HSBC: action on the IR framework

21 Aug 2013

Russell Picot, chief accounting officer at HSBC, tells Jessica Fries why they’re one of the first to join the IIRC’s pilot programme to test integrated reporting. He explains the risks of not being involved and the benefits they’ve experienced so far

You’ve been on board from the start of the integrated reporting (IR) journey – so why are you involved, and why is HSBC a pilot company?

We believe in expressing our corporate voice on issues that we think matter to society quite broadly. We also believe in a voluntary approach in this area, and that’s why we’re heavily involved in the pilot programme with the International Integrated Reporting Council (IIRC). We’re trying to develop good ideas, bring corporate and institutional voices together and avoid the concern that some of these very innovative ideas might get hard-coded into legislation too early.

In February, we released about 700 pages of investor material to the market – it’s a big challenge for us to distil the important messages about our strategy. So we see integrated reporting as holding the promise to provide a major breakthrough in the quality of corporate reporting, globally.

So what steps have you taken as a company to really shape the reporting?

Our annual report is our main communication to the market – we don’t have a preliminary results announcement. So we’ve been experimenting with restructuring our risk document – bringing upfront what happened in the market during the year, how we responded to it, and how it’s reflected in our numbers. Then we put all our standing data and boilerplate information about our systems (which may not change) at the back of the document.

Are there a few key messages f rom investors about what they want from integrated reporting?

It really is a classic example where less will be more. No one wants to see another 50 or 100 pages of material. So the challenge is to distil it down.

If you look at the banking industry, investors said very clearly that they thought banks’ business models were quite opaque, and that in some parts of the market, they were uncertain about the viability of funding models. They said that they were exacting a heavy penalty in terms of our equity prices being marked down.

For investors, it’s all about clarity and transparency, which all good corporates should want to achieve anyway.

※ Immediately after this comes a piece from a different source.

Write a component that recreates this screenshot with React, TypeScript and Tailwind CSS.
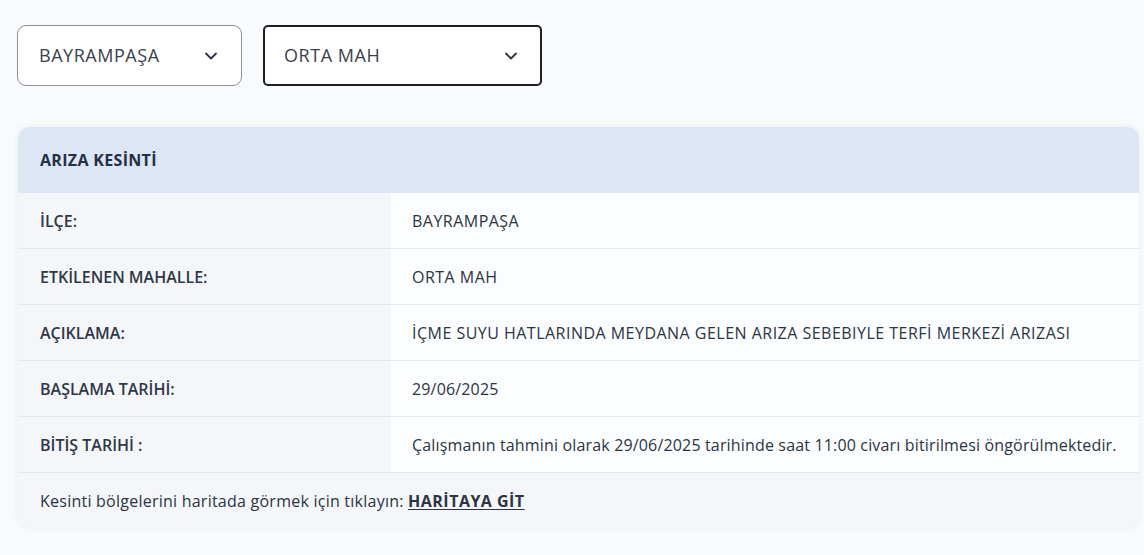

And what are the key challenges?

Because this is a voluntary programme, it requires voluntary support, and that’s one challenge – to harness the interests of all the stakeholders.

Also, this won’t be successful if we don’t get a strong investor voice. My message for investors is: "please get involved, please send us your views".

If it’s just a programme by the finance function, for the finance function, the company’s not going to reap the sort of benefits that they should expect.

So what are the key benefits of adopting an integrated reporting approach?

The major benefit of IR is clarity of communication to the market. I think that over time, we will see that this could lead to a lessening of the financial reporting burden – creating a much more relevant model of corporate reporting.

It also provides a unifying, integrating force within a company. The CEO, the major business heads and the department heads are getting into a room and discussing how they create shareholder value and how they communicate that to the market – and that’s really powerful. It has both internal and external benefits.